Your task is to copy the listing exactly. Drop any pictures from the copy.

COLLECTED DATA:
>>>

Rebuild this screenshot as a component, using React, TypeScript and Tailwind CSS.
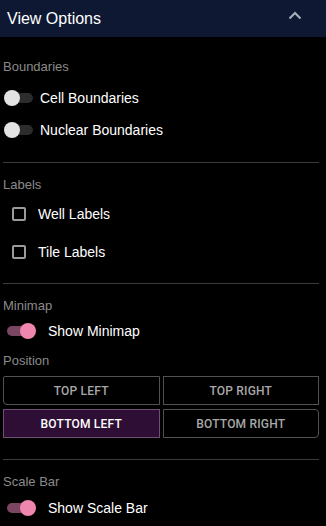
import { useState } from 'react';

const Toggle = ({ on, onClick }: { on: boolean; onClick: () => void }) => (
  <button onClick={onClick} className="relative w-[30px] h-[18px] shrink-0">
    <span
      className={`absolute left-[2px] top-[4px] w-[27px] h-[10px] rounded-full ${
        on ? 'bg-[#7b4662]' : 'bg-[#2c2c2c]'
      }`}
    />
    <span
      className={`absolute top-[1px] w-[16px] h-[16px] rounded-full ${
        on ? 'left-[15px] bg-[#ef86ae]' : 'left-0 bg-[#e3e3e3]'
      }`}
    />
  </button>
);

const Check = ({ checked, onClick }: { checked: boolean; onClick: () => void }) => (
  <button
    onClick={onClick}
    className={`w-[14px] h-[14px] rounded-[2px] border-2 shrink-0 ${
      checked ? 'border-[#ef86ae] bg-[#ef86ae]' : 'border-[#9a9a9a]'
    }`}
  />
);

const SectionLabel = ({ children }: { children: string }) => (
  <div className="h-[16px] leading-[16px] text-[13px] text-[#8a8a8a]">{children}</div>
);

const Divider = () => <div className="h-px bg-[#3b3b3b] mr-[4px]" />;

const positions = ['TOP LEFT', 'TOP RIGHT', 'BOTTOM LEFT', 'BOTTOM RIGHT'];

export default function App() {
  const [cell, setCell] = useState(false);
  const [nuclear, setNuclear] = useState(false);
  const [well, setWell] = useState(false);
  const [tile, setTile] = useState(false);
  const [minimap, setMinimap] = useState(true);
  const [scaleBar, setScaleBar] = useState(true);
  const [position, setPosition] = useState('BOTTOM LEFT');

  // odd corner rounding as in the original button group
  const corners: Record<string, string> = {
    'TOP LEFT': 'rounded-bl-[4px] rounded-tl-[2px]',
    'TOP RIGHT': '',
    'BOTTOM LEFT': '',
    'BOTTOM RIGHT': 'rounded-r-[4px]',
  };

  return (
    <div
      className="w-[326px] h-[526px] bg-black text-white overflow-hidden"
      style={{ fontFamily: '"Liberation Sans", Arial, sans-serif' }}
    >
      <div className="h-[37px] bg-[#0e1833] flex items-center justify-between pl-[7px] pr-[24px]">
        <span className="text-[16px] font-medium">View Options</span>
        <svg width="14" height="9" viewBox="0 0 14 9" className="mt-[-6px]">
          <polyline points="1.5,7.5 7,2 12.5,7.5" fill="none" stroke="#a9aebb" strokeWidth="2" />
        </svg>
      </div>

      <div className="pl-[3px] pr-[3px]">
        <div className="pt-[22px]">
          <SectionLabel>Boundaries</SectionLabel>
          <div className="mt-[11px] flex flex-col gap-[8px]">
            <div className="h-[24px] flex items-center gap-[6px] pl-[1px]">
              <Toggle on={cell} onClick={() => setCell(!cell)} />
              <span className="text-[14px]">Cell Boundaries</span>
            </div>
            <div className="h-[24px] flex items-center gap-[6px] pl-[1px]">
              <Toggle on={nuclear} onClick={() => setNuclear(!nuclear)} />
              <span className="text-[14px]">Nuclear Boundaries</span>
            </div>
          </div>
        </div>

        <div className="mt-[20px]">
          <Divider />
        </div>

        <div className="pt-[14px]">
          <SectionLabel>Labels</SectionLabel>
          <div className="mt-[9px] flex flex-col gap-[14px]">
            <div className="h-[24px] flex items-center gap-[12px] pl-[9px]">
              <Check checked={well} onClick={() => setWell(!well)} />
              <span className="text-[14px]">Well Labels</span>
            </div>
            <div className="h-[24px] flex items-center gap-[12px] pl-[9px]">
              <Check checked={tile} onClick={() => setTile(!tile)} />
              <span className="text-[14px]">Tile Labels</span>
            </div>
          </div>
        </div>

        <div className="mt-[19px]">
          <Divider />
        </div>

        <div className="pt-[14px]">
          <SectionLabel>Minimap</SectionLabel>
          <div className="mt-[5px] h-[24px] flex items-center gap-[13px] pl-[2px]">
            <Toggle on={minimap} onClick={() => setMinimap(!minimap)} />
            <span className="text-[14px]">Show Minimap</span>
          </div>
          <div className="mt-[10px]">
            <SectionLabel>Position</SectionLabel>
          </div>
          <div
            className="mt-[7px] grid grid-cols-2 gap-x-[3px] gap-y-[4px] mr-[4px]"
            style={{ fontFamily: 'Roboto, "Liberation Sans", sans-serif' }}
          >
            {positions.map((p) => {
              const active = p === position;
              return (
                <button
                  key={p}
                  onClick={() => setPosition(p)}
                  className={`h-[29px] border text-[12px] font-medium tracking-[0.2px] ${corners[p]} ${
                    active
                      ? 'bg-[#2f0e35] border-[#6d4f73] text-white'
                      : 'bg-black border-[#525252] text-[#a8a8a8]'
                  }`}
                >
                  {p}
                </button>
              );
            })}
          </div>
        </div>

        <div className="mt-[21px]">
          <Divider />
        </div>

        <div className="pt-[14px]">
          <SectionLabel>Scale Bar</SectionLabel>
          <div className="mt-[6px] h-[24px] flex items-center gap-[13px] pl-[2px]">
            <Toggle on={scaleBar} onClick={() => setScaleBar(!scaleBar)} />
            <span className="text-[14px]">Show Scale Bar</span>
          </div>
        </div>
      </div>
    </div>
  );
}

<<<

COMPLETED EXERCISE:
Rebuild this screenshot as a component, using React, TypeScript and Tailwind CSS.
import { useState } from 'react';

const Toggle = ({ on, onClick }: { on: boolean; onClick: () => void }) => (
  <button onClick={onClick} className="relative w-[30px] h-[18px] shrink-0">
    <span
      className={`absolute left-[2px] top-[4px] w-[27px] h-[10px] rounded-full ${
        on ? 'bg-[#7b4662]' : 'bg-[#2c2c2c]'
      }`}
    />
    <span
      className={`absolute top-[1px] w-[16px] h-[16px] rounded-full ${
        on ? 'left-[15px] bg-[#ef86ae]' : 'left-0 bg-[#e3e3e3]'
      }`}
    />
  </button>
);

const Check = ({ checked, onClick }: { checked: boolean; onClick: () => void }) => (
  <button
    onClick={onClick}
    className={`w-[14px] h-[14px] rounded-[2px] border-2 shrink-0 ${
      checked ? 'border-[#ef86ae] bg-[#ef86ae]' : 'border-[#9a9a9a]'
    }`}
  />
);

const SectionLabel = ({ children }: { children: string }) => (
  <div className="h-[16px] leading-[16px] text-[13px] text-[#8a8a8a]">{children}</div>
);

const Divider = () => <div className="h-px bg-[#3b3b3b] mr-[4px]" />;

const positions = ['TOP LEFT', 'TOP RIGHT', 'BOTTOM LEFT', 'BOTTOM RIGHT'];

export default function App() {
  const [cell, setCell] = useState(false);
  const [nuclear, setNuclear] = useState(false);
  const [well, setWell] = useState(false);
  const [tile, setTile] = useState(false);
  const [minimap, setMinimap] = useState(true);
  const [scaleBar, setScaleBar] = useState(true);
  const [position, setPosition] = useState('BOTTOM LEFT');

  // odd corner rounding as in the original button group
  const corners: Record<string, string> = {
    'TOP LEFT': 'rounded-bl-[4px] rounded-tl-[2px]',
    'TOP RIGHT': '',
    'BOTTOM LEFT': '',
    'BOTTOM RIGHT': 'rounded-r-[4px]',
  };

  return (
    <div
      className="w-[326px] h-[526px] bg-black text-white overflow-hidden"
      style={{ fontFamily: '"Liberation Sans", Arial, sans-serif' }}
    >
      <div className="h-[37px] bg-[#0e1833] flex items-center justify-between pl-[7px] pr-[24px]">
        <span className="text-[16px] font-medium">View Options</span>
        <svg width="14" height="9" viewBox="0 0 14 9" className="mt-[-6px]">
          <polyline points="1.5,7.5 7,2 12.5,7.5" fill="none" stroke="#a9aebb" strokeWidth="2" />
        </svg>
      </div>

      <div className="pl-[3px] pr-[3px]">
        <div className="pt-[22px]">
          <SectionLabel>Boundaries</SectionLabel>
          <div className="mt-[11px] flex flex-col gap-[8px]">
            <div className="h-[24px] flex items-center gap-[6px] pl-[1px]">
              <Toggle on={cell} onClick={() => setCell(!cell)} />
              <span className="text-[14px]">Cell Boundaries</span>
            </div>
            <div className="h-[24px] flex items-center gap-[6px] pl-[1px]">
              <Toggle on={nuclear} onClick={() => setNuclear(!nuclear)} />
              <span className="text-[14px]">Nuclear Boundaries</span>
            </div>
          </div>
        </div>

        <div className="mt-[20px]">
          <Divider />
        </div>

        <div className="pt-[14px]">
          <SectionLabel>Labels</SectionLabel>
          <div className="mt-[9px] flex flex-col gap-[14px]">
            <div className="h-[24px] flex items-center gap-[12px] pl-[9px]">
              <Check checked={well} onClick={() => setWell(!well)} />
              <span className="text-[14px]">Well Labels</span>
            </div>
            <div className="h-[24px] flex items-center gap-[12px] pl-[9px]">
              <Check checked={tile} onClick={() => setTile(!tile)} />
              <span className="text-[14px]">Tile Labels</span>
            </div>
          </div>
        </div>

        <div className="mt-[19px]">
          <Divider />
        </div>

        <div className="pt-[14px]">
          <SectionLabel>Minimap</SectionLabel>
          <div className="mt-[5px] h-[24px] flex items-center gap-[13px] pl-[2px]">
            <Toggle on={minimap} onClick={() => setMinimap(!minimap)} />
            <span className="text-[14px]">Show Minimap</span>
          </div>
          <div className="mt-[10px]">
            <SectionLabel>Position</SectionLabel>
          </div>
          <div
            className="mt-[7px] grid grid-cols-2 gap-x-[3px] gap-y-[4px] mr-[4px]"
            style={{ fontFamily: 'Roboto, "Liberation Sans", sans-serif' }}
          >
            {positions.map((p) => {
              const active = p === position;
              return (
                <button
                  key={p}
                  onClick={() => setPosition(p)}
                  className={`h-[29px] border text-[12px] font-medium tracking-[0.2px] ${corners[p]} ${
                    active
                      ? 'bg-[#2f0e35] border-[#6d4f73] text-white'
                      : 'bg-black border-[#525252] text-[#a8a8a8]'
                  }`}
                >
                  {p}
                </button>
              );
            })}
          </div>
        </div>

        <div className="mt-[21px]">
          <Divider />
        </div>

        <div className="pt-[14px]">
          <SectionLabel>Scale Bar</SectionLabel>
          <div className="mt-[6px] h-[24px] flex items-center gap-[13px] pl-[2px]">
            <Toggle on={scaleBar} onClick={() => setScaleBar(!scaleBar)} />
            <span className="text-[14px]">Show Scale Bar</span>
          </div>
        </div>
      </div>
    </div>
  );
}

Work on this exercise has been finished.